--- Begin DATA BLOCK ---
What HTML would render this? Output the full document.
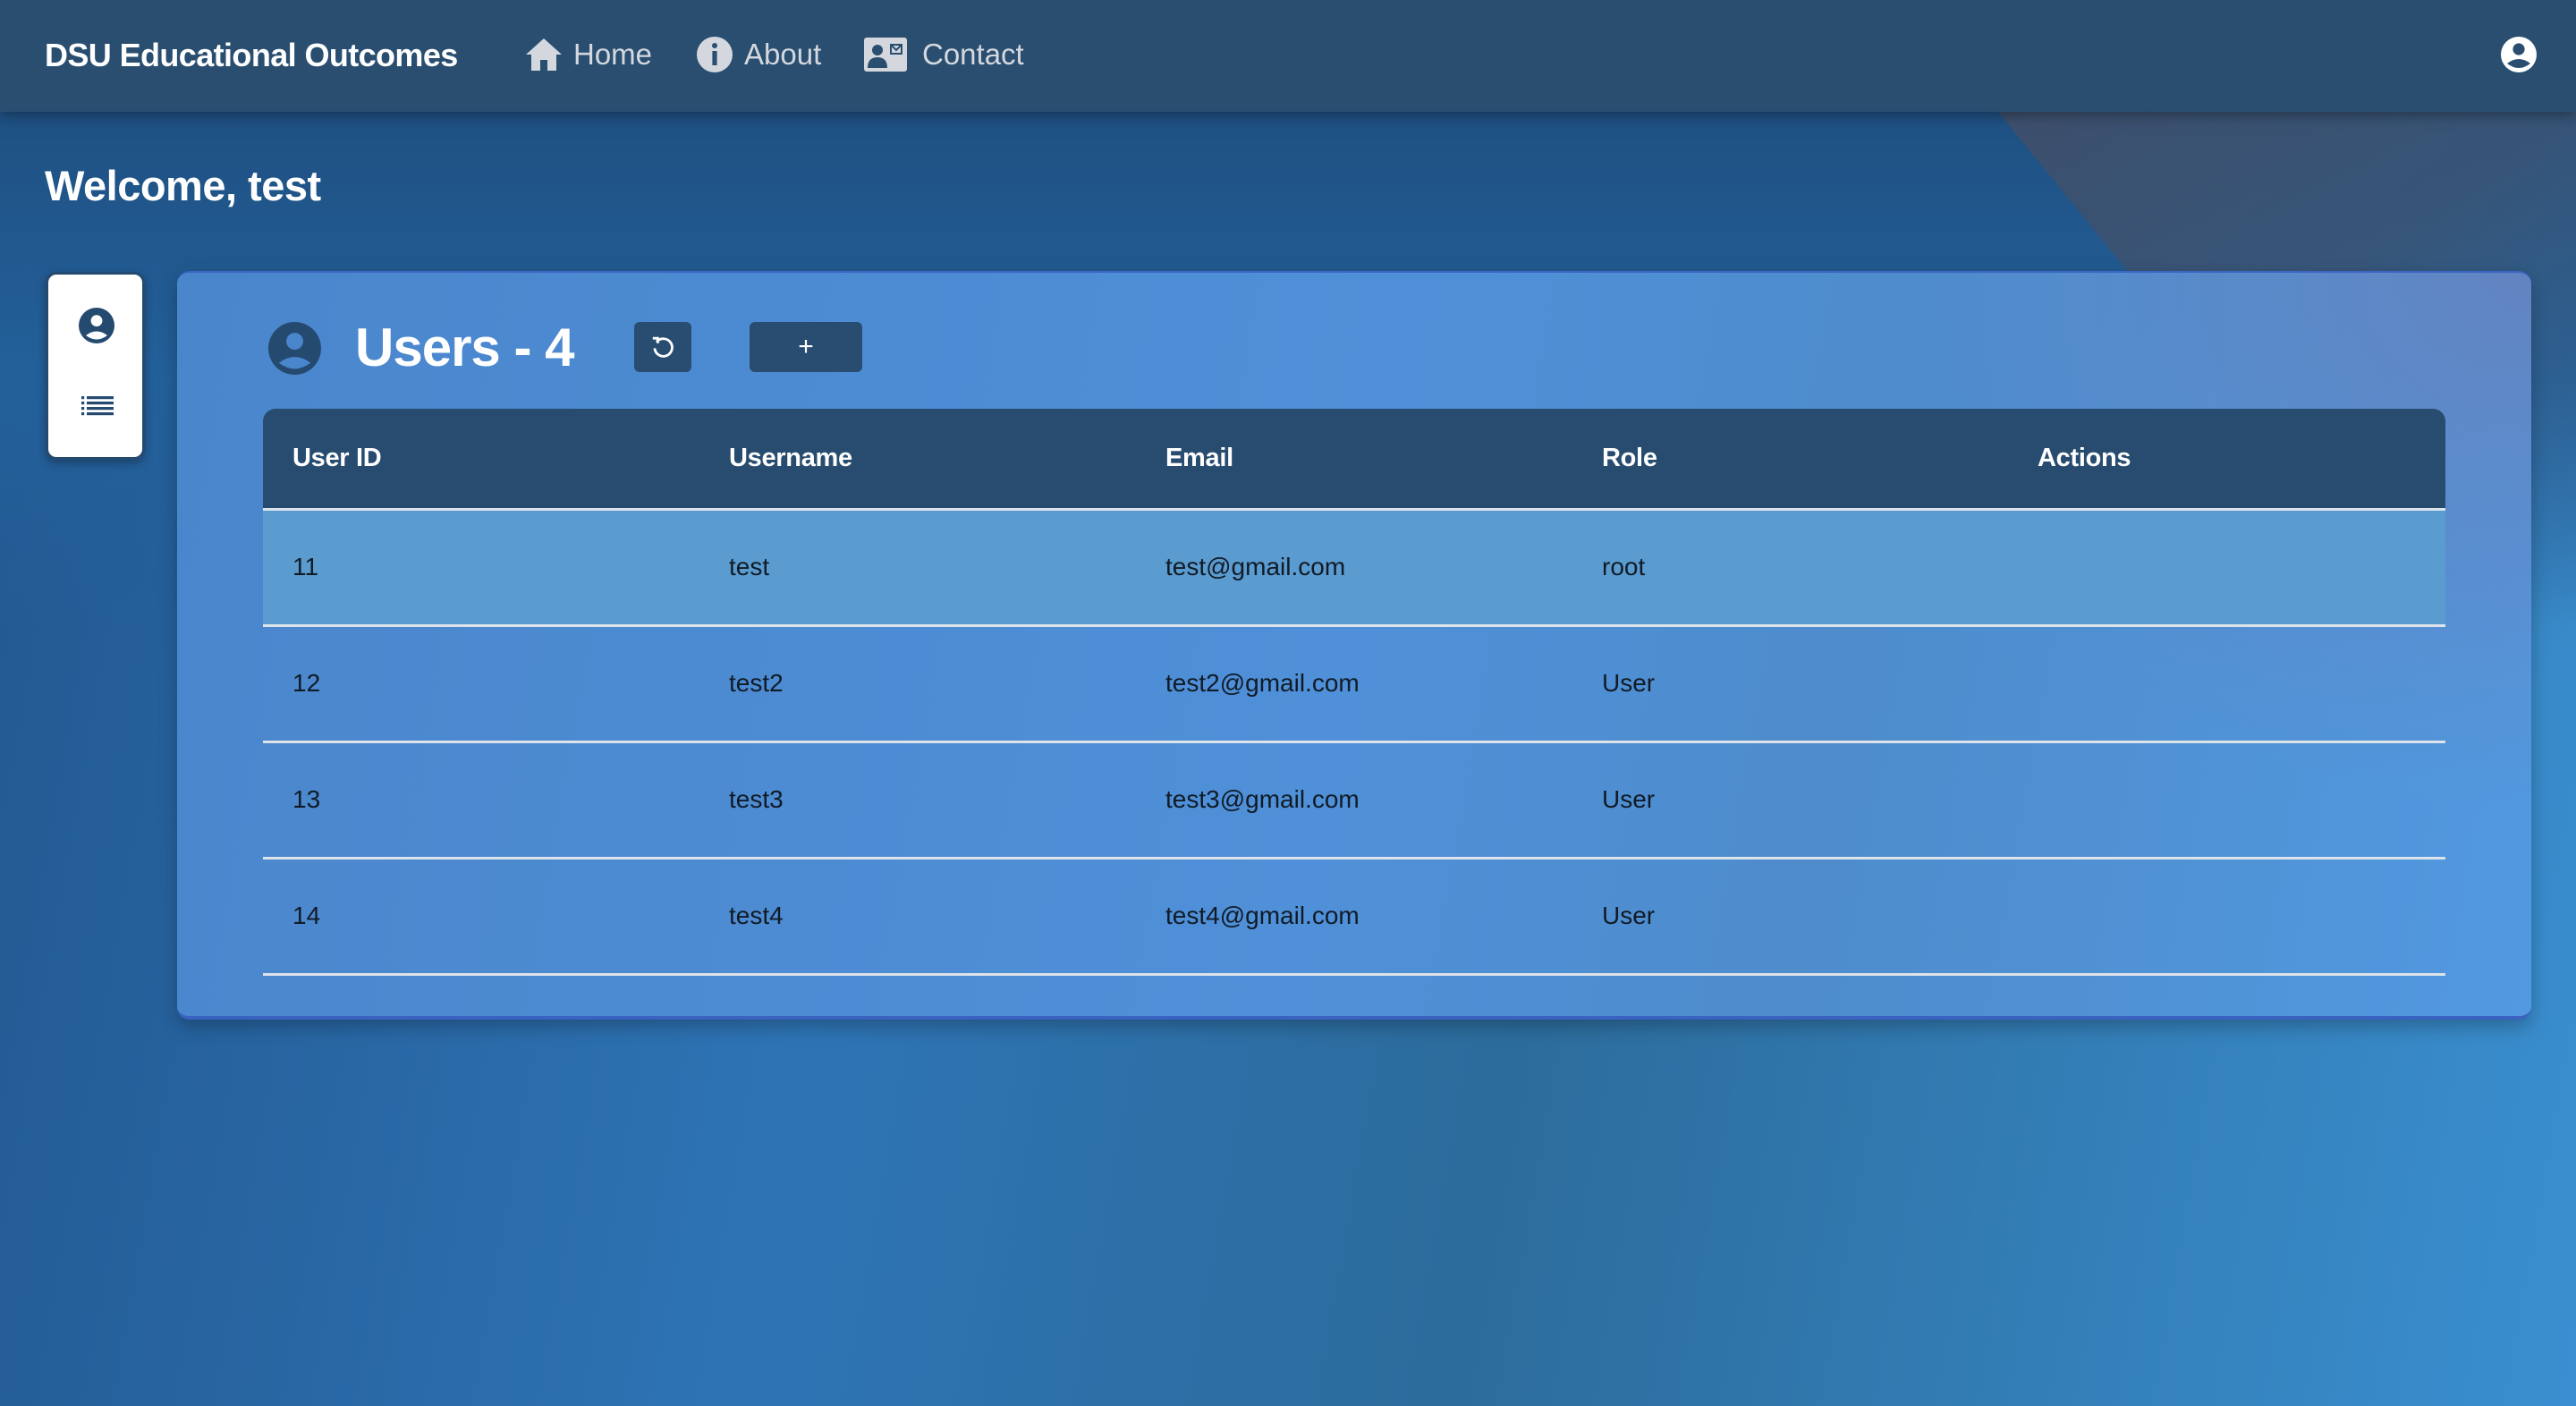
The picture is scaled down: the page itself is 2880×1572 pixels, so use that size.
<!DOCTYPE html>
<html><head><meta charset="utf-8"><style>
*{margin:0;padding:0;box-sizing:border-box}
body{width:2880px;height:1572px;overflow:hidden;font-family:"Liberation Sans",sans-serif;position:relative;
background:linear-gradient(100deg,#22578f 0%,#2e74b5 35%,#2c6c9c 60%,#3a8fd0 100%);}
.topbg{position:absolute;left:0;top:0;width:2880px;height:700px;background:linear-gradient(180deg,#1d4a78 0%,#23609a 60%,rgba(40,110,170,0) 100%)}
.dark{position:absolute;left:0;top:0;width:2880px;height:1572px}
nav{position:absolute;left:0;top:0;width:2880px;height:125px;background:#294e70;box-shadow:0 4px 14px rgba(0,0,0,.35);color:#d8dde3}
.brand{position:absolute;left:50px;top:41px;font-size:36px;font-weight:bold;color:#fff;letter-spacing:-0.6px}
.ni{position:absolute;top:42px;font-size:33px;color:#d4d8de}
.welcome{position:absolute;left:50px;top:180px;font-size:47px;font-weight:bold;color:#fff;letter-spacing:-0.5px}
.side{position:absolute;left:51px;top:304px;width:111px;height:210px;background:#fff;border-radius:12px;border:3px solid #254a70;box-shadow:0 4px 10px rgba(0,0,0,.3)}
.card{position:absolute;left:198px;top:303px;width:2632px;height:837px;border-radius:14px;
background:radial-gradient(ellipse 700px 600px at 2632px 0px,rgba(100,130,190,.9),rgba(100,130,190,0)),linear-gradient(100deg,#4a86cc 0%,#4f90d8 50%,#4e8ccc 70%,#5299e0 100%);border-bottom:4px solid #3a62c0;border-top:2px solid #3c66c4;box-shadow:0 8px 20px rgba(0,0,0,.25)}
.title{position:absolute;left:397px;top:354px;font-size:60px;font-weight:bold;color:#fff;letter-spacing:-1px}
.btn{position:absolute;top:360px;height:56px;background:#284d70;border-radius:6px;color:#fff;text-align:center;line-height:56px;font-size:30px}
table{position:absolute;left:294px;top:457px;width:2440px;border-collapse:collapse}
th{background:#274c6f;color:#fff;font-size:29px;text-align:left;height:112px;padding-left:33px;font-weight:bold;letter-spacing:-0.3px}
th:first-child{border-top-left-radius:14px}th:last-child{border-top-right-radius:14px}
td{height:130px;font-size:28px;color:#111b26;padding-left:33px;border-top:3px solid #dde3ea}
tr:last-child td{border-bottom:3px solid #dde3ea}
tr.hl td{background:#5a9bd0}
</style></head><body>
<div class="topbg"></div>
<svg class="dark" width="2880" height="1572"><defs>
<linearGradient id="g" x1="0" y1="0" x2="0.6" y2="1"><stop offset="0" stop-color="#3d4f6c" stop-opacity="1"/><stop offset="0.45" stop-color="#3c5574" stop-opacity=".8"/><stop offset="1" stop-color="#3a6a9a" stop-opacity="0"/></linearGradient></defs>
<polygon points="2230,120 2880,120 2880,900 2700,700" fill="url(#g)"/></svg>
<nav>
<div class="brand">DSU Educational Outcomes</div>
<svg style="position:absolute;left:588px;top:43px" width="40" height="36" viewBox="0 0 20 18"><path d="M10 0 L20 9 H17 V18 H12 V12 H8 V18 H3 V9 H0 Z" fill="#d4d8de"/></svg>
<div class="ni" style="left:641px">Home</div>
<svg style="position:absolute;left:779px;top:41px" width="40" height="40" viewBox="0 0 20 20"><circle cx="10" cy="10" r="10" fill="#d4d8de"/><circle cx="10" cy="5" r="1.5" fill="#294e70"/><rect x="8.7" y="8" width="2.6" height="8" fill="#294e70"/></svg>
<div class="ni" style="left:832px">About</div>
<svg style="position:absolute;left:966px;top:42px" width="48" height="38" viewBox="0 0 24 19"><rect width="24" height="19" rx="1.5" fill="#d4d8de"/><circle cx="7.5" cy="7" r="3" fill="#294e70"/><path d="M2 17 Q2 11 7.5 11 Q13 11 13 17Z" fill="#294e70"/><path d="M15 4 H21 V9 H15 Z M15 4 L18 7 L21 4" fill="none" stroke="#294e70" stroke-width="1"/></svg>
<div class="ni" style="left:1031px">Contact</div>
<svg style="position:absolute;left:2796px;top:41px" width="40" height="40" viewBox="0 0 20 20"><circle cx="10" cy="10" r="10" fill="#fff"/><circle cx="10" cy="7" r="3.3" fill="#294e70"/><path d="M3.5 15 Q10 10 16.5 15 Q10 20 3.5 15Z" fill="#294e70"/></svg>
</nav>
<div class="welcome">Welcome, test</div>
<div class="side">
<svg style="position:absolute;left:34px;top:36px" width="40" height="42" viewBox="0 0 20 20"><circle cx="10" cy="10" r="10" fill="#254a70"/><circle cx="10" cy="7.3" r="3.2" fill="#fff"/><path d="M4 15.5 Q10 11 16 15.5 Q10 20 4 15.5Z" fill="#fff"/></svg>
<svg style="position:absolute;left:37px;top:136px" width="36" height="22" viewBox="0 0 18 11"><g fill="#254a70"><rect x="0" y="0" width="1.6" height="1.6"/><rect x="3" y="0" width="15" height="1.6"/><rect x="0" y="3" width="1.6" height="1.6"/><rect x="3" y="3" width="15" height="1.6"/><rect x="0" y="6" width="1.6" height="1.6"/><rect x="3" y="6" width="15" height="1.6"/><rect x="0" y="9" width="1.6" height="1.6"/><rect x="3" y="9" width="15" height="1.6"/></g></svg>
</div>
<div class="card"></div>
<svg style="position:absolute;left:300px;top:360px" width="59" height="59" viewBox="0 0 20 20"><circle cx="10" cy="10" r="10" fill="#254a70"/><circle cx="10" cy="7.3" r="3.2" fill="#4a86cc"/><path d="M4 15.5 Q10 11 16 15.5 Q10 20 4 15.5Z" fill="#4a86cc"/></svg>
<div class="title">Users - 4</div>
<div class="btn" style="left:709px;width:64px"><svg style="margin-top:14px" width="28" height="28" viewBox="0 0 20 20"><path d="M5 6 A7 7 0 1 1 3.5 11" fill="none" stroke="#fff" stroke-width="2"/><path d="M2 3 L6 3 L6 7" fill="none" stroke="#fff" stroke-width="2"/></svg></div>
<div class="btn" style="left:838px;width:126px">+</div>
<table>
<tr><th style="width:488px">User ID</th><th style="width:488px">Username</th><th style="width:488px">Email</th><th style="width:487px">Role</th><th>Actions</th></tr>
<tr class="hl"><td>11</td><td>test</td><td>test@gmail.com</td><td>root</td><td></td></tr>
<tr><td>12</td><td>test2</td><td>test2@gmail.com</td><td>User</td><td></td></tr>
<tr><td>13</td><td>test3</td><td>test3@gmail.com</td><td>User</td><td></td></tr>
<tr><td>14</td><td>test4</td><td>test4@gmail.com</td><td>User</td><td></td></tr>
</table>
</body></html>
--- End DATA BLOCK ---
* [INSTRUCTIONS TO FOLLOW] Reproduce the full material exactly, excluding the pictures.

* [OUTPUT]
What HTML would render this? Output the full document.
The picture is scaled down: the page itself is 2880×1572 pixels, so use that size.
<!DOCTYPE html>
<html><head><meta charset="utf-8"><style>
*{margin:0;padding:0;box-sizing:border-box}
body{width:2880px;height:1572px;overflow:hidden;font-family:"Liberation Sans",sans-serif;position:relative;
background:linear-gradient(100deg,#22578f 0%,#2e74b5 35%,#2c6c9c 60%,#3a8fd0 100%);}
.topbg{position:absolute;left:0;top:0;width:2880px;height:700px;background:linear-gradient(180deg,#1d4a78 0%,#23609a 60%,rgba(40,110,170,0) 100%)}
.dark{position:absolute;left:0;top:0;width:2880px;height:1572px}
nav{position:absolute;left:0;top:0;width:2880px;height:125px;background:#294e70;box-shadow:0 4px 14px rgba(0,0,0,.35);color:#d8dde3}
.brand{position:absolute;left:50px;top:41px;font-size:36px;font-weight:bold;color:#fff;letter-spacing:-0.6px}
.ni{position:absolute;top:42px;font-size:33px;color:#d4d8de}
.welcome{position:absolute;left:50px;top:180px;font-size:47px;font-weight:bold;color:#fff;letter-spacing:-0.5px}
.side{position:absolute;left:51px;top:304px;width:111px;height:210px;background:#fff;border-radius:12px;border:3px solid #254a70;box-shadow:0 4px 10px rgba(0,0,0,.3)}
.card{position:absolute;left:198px;top:303px;width:2632px;height:837px;border-radius:14px;
background:radial-gradient(ellipse 700px 600px at 2632px 0px,rgba(100,130,190,.9),rgba(100,130,190,0)),linear-gradient(100deg,#4a86cc 0%,#4f90d8 50%,#4e8ccc 70%,#5299e0 100%);border-bottom:4px solid #3a62c0;border-top:2px solid #3c66c4;box-shadow:0 8px 20px rgba(0,0,0,.25)}
.title{position:absolute;left:397px;top:354px;font-size:60px;font-weight:bold;color:#fff;letter-spacing:-1px}
.btn{position:absolute;top:360px;height:56px;background:#284d70;border-radius:6px;color:#fff;text-align:center;line-height:56px;font-size:30px}
table{position:absolute;left:294px;top:457px;width:2440px;border-collapse:collapse}
th{background:#274c6f;color:#fff;font-size:29px;text-align:left;height:112px;padding-left:33px;font-weight:bold;letter-spacing:-0.3px}
th:first-child{border-top-left-radius:14px}th:last-child{border-top-right-radius:14px}
td{height:130px;font-size:28px;color:#111b26;padding-left:33px;border-top:3px solid #dde3ea}
tr:last-child td{border-bottom:3px solid #dde3ea}
tr.hl td{background:#5a9bd0}
</style></head><body>
<div class="topbg"></div>
<svg class="dark" width="2880" height="1572"><defs>
<linearGradient id="g" x1="0" y1="0" x2="0.6" y2="1"><stop offset="0" stop-color="#3d4f6c" stop-opacity="1"/><stop offset="0.45" stop-color="#3c5574" stop-opacity=".8"/><stop offset="1" stop-color="#3a6a9a" stop-opacity="0"/></linearGradient></defs>
<polygon points="2230,120 2880,120 2880,900 2700,700" fill="url(#g)"/></svg>
<nav>
<div class="brand">DSU Educational Outcomes</div>
<svg style="position:absolute;left:588px;top:43px" width="40" height="36" viewBox="0 0 20 18"><path d="M10 0 L20 9 H17 V18 H12 V12 H8 V18 H3 V9 H0 Z" fill="#d4d8de"/></svg>
<div class="ni" style="left:641px">Home</div>
<svg style="position:absolute;left:779px;top:41px" width="40" height="40" viewBox="0 0 20 20"><circle cx="10" cy="10" r="10" fill="#d4d8de"/><circle cx="10" cy="5" r="1.5" fill="#294e70"/><rect x="8.7" y="8" width="2.6" height="8" fill="#294e70"/></svg>
<div class="ni" style="left:832px">About</div>
<svg style="position:absolute;left:966px;top:42px" width="48" height="38" viewBox="0 0 24 19"><rect width="24" height="19" rx="1.5" fill="#d4d8de"/><circle cx="7.5" cy="7" r="3" fill="#294e70"/><path d="M2 17 Q2 11 7.5 11 Q13 11 13 17Z" fill="#294e70"/><path d="M15 4 H21 V9 H15 Z M15 4 L18 7 L21 4" fill="none" stroke="#294e70" stroke-width="1"/></svg>
<div class="ni" style="left:1031px">Contact</div>
<svg style="position:absolute;left:2796px;top:41px" width="40" height="40" viewBox="0 0 20 20"><circle cx="10" cy="10" r="10" fill="#fff"/><circle cx="10" cy="7" r="3.3" fill="#294e70"/><path d="M3.5 15 Q10 10 16.5 15 Q10 20 3.5 15Z" fill="#294e70"/></svg>
</nav>
<div class="welcome">Welcome, test</div>
<div class="side">
<svg style="position:absolute;left:34px;top:36px" width="40" height="42" viewBox="0 0 20 20"><circle cx="10" cy="10" r="10" fill="#254a70"/><circle cx="10" cy="7.3" r="3.2" fill="#fff"/><path d="M4 15.5 Q10 11 16 15.5 Q10 20 4 15.5Z" fill="#fff"/></svg>
<svg style="position:absolute;left:37px;top:136px" width="36" height="22" viewBox="0 0 18 11"><g fill="#254a70"><rect x="0" y="0" width="1.6" height="1.6"/><rect x="3" y="0" width="15" height="1.6"/><rect x="0" y="3" width="1.6" height="1.6"/><rect x="3" y="3" width="15" height="1.6"/><rect x="0" y="6" width="1.6" height="1.6"/><rect x="3" y="6" width="15" height="1.6"/><rect x="0" y="9" width="1.6" height="1.6"/><rect x="3" y="9" width="15" height="1.6"/></g></svg>
</div>
<div class="card"></div>
<svg style="position:absolute;left:300px;top:360px" width="59" height="59" viewBox="0 0 20 20"><circle cx="10" cy="10" r="10" fill="#254a70"/><circle cx="10" cy="7.3" r="3.2" fill="#4a86cc"/><path d="M4 15.5 Q10 11 16 15.5 Q10 20 4 15.5Z" fill="#4a86cc"/></svg>
<div class="title">Users - 4</div>
<div class="btn" style="left:709px;width:64px"><svg style="margin-top:14px" width="28" height="28" viewBox="0 0 20 20"><path d="M5 6 A7 7 0 1 1 3.5 11" fill="none" stroke="#fff" stroke-width="2"/><path d="M2 3 L6 3 L6 7" fill="none" stroke="#fff" stroke-width="2"/></svg></div>
<div class="btn" style="left:838px;width:126px">+</div>
<table>
<tr><th style="width:488px">User ID</th><th style="width:488px">Username</th><th style="width:488px">Email</th><th style="width:487px">Role</th><th>Actions</th></tr>
<tr class="hl"><td>11</td><td>test</td><td>test@gmail.com</td><td>root</td><td></td></tr>
<tr><td>12</td><td>test2</td><td>test2@gmail.com</td><td>User</td><td></td></tr>
<tr><td>13</td><td>test3</td><td>test3@gmail.com</td><td>User</td><td></td></tr>
<tr><td>14</td><td>test4</td><td>test4@gmail.com</td><td>User</td><td></td></tr>
</table>
</body></html>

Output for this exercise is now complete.